The gathering takes place as the US, the world's largest economy, has pushed back strongly in favor of coal, oil and gas under President Trump, while many other countries are said to be sitting on the fence about the scale and speed of their move away from fossil energy. Participants at the Santa Marta meeting believe the purpose of the gathering is to show countries that are hesitating about the transition that there is a critical mass moving in favor of renewables.

Energy Security Concerns Drive Debate

Conflict in the Middle East has pushed up oil prices in recent weeks, highlighting the risks of dependence on fossil fuels and bringing questions of energy security back into focus. Former Irish President Mary Robinson, who is attending the meeting as a founding member of The Elders group of former world leaders, said, "This is exactly why this conference matters now." She also said, "The urgency is multiplied. What's happening has worsened the fossil fuel crisis we're already in."

The dramatic events in the Straits of Hormuz and elsewhere are affecting the choices people are making about energy consumption. Prof Johan Rockström, director of the Potsdam Institute for Climate Impact Research, said, "I've just stepped off an advisory board meeting with Mercedes-Benz, and they expressed what's happening as a success - a sharp rise in demand for electric vehicles in Europe." He added, "People are recognising they want energy independence - they don't want to be in the hands of a volatile oil and gas market."

UK Climate Envoy Rachel Kyte, who is attending the gathering, said, "We are committed to working with other countries to support those wishing to drive forward their transitions to clean and secure energy." She also said, "We have the experience of our transition to share and the recent experience of driving to energy security with our clean power mission."

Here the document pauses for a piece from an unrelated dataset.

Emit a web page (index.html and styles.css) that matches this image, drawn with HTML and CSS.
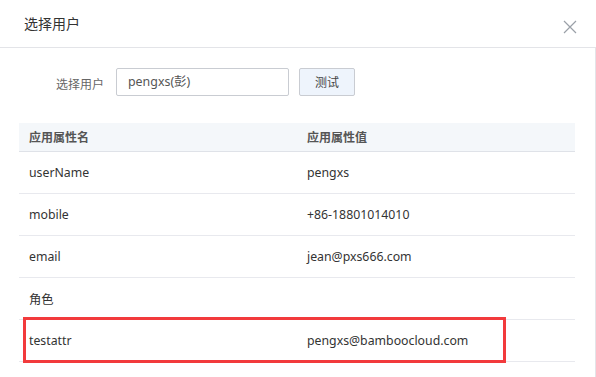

Building Coalition Without Consensus

Katerine Petersen from think tank E3G, who is attending the meeting, said, "Ultimately you don't need all countries to drive global progress. You need a starting point." She added, "Then you need a coalition that can expand over time and show how it can and will be useful. And I think that's what we're expecting to see from Santa Marta."

The organisers stress that the meeting is not an alternative to COP, but they see it as playing a key role in reviving that process. Some of the leaders of the Brazilian COP will be in attendance in Santa Marta, and the main conclusions agreed there will become part of Brazil's roadmap away from fossil fuels, which the country has said it will publish before COP31 in Turkey in November.

Scientists say the chance to keep warming to safer levels and avoid the most damaging impacts is slipping away, and that once warming passes 1.5C, dangerous impacts become more likely and harder to reverse. Prof Rockström told BBC News, "We are inevitably going to crash through the 1.5C limit within the next three to five years." He also said, "Breaking through 1.5C means we enter a far more dangerous world - with more frequent and intense droughts, floods, fires and heatwaves - and we are already approaching critical tipping points in major Earth systems."

Why This Matters:

The absence of the US, China and India from this gathering underscores the fundamental challenge of coordinating global energy policy without the world's largest economies and fossil fuel consumers. With these nations representing the majority of global energy demand and production capacity, any transition framework that excludes them raises questions about practical implementation and economic competitiveness. The meeting's focus on energy security, driven by recent Middle East conflicts and oil price volatility, highlights legitimate concerns about supply stability that have historically justified diversified energy portfolios including fossil fuels. The shift away from consensus-based UN processes toward smaller coalitions may accelerate certain policy initiatives but could fragment international energy markets and create competitive disadvantages for nations bound by stricter commitments while others maintain flexibility in their energy mix.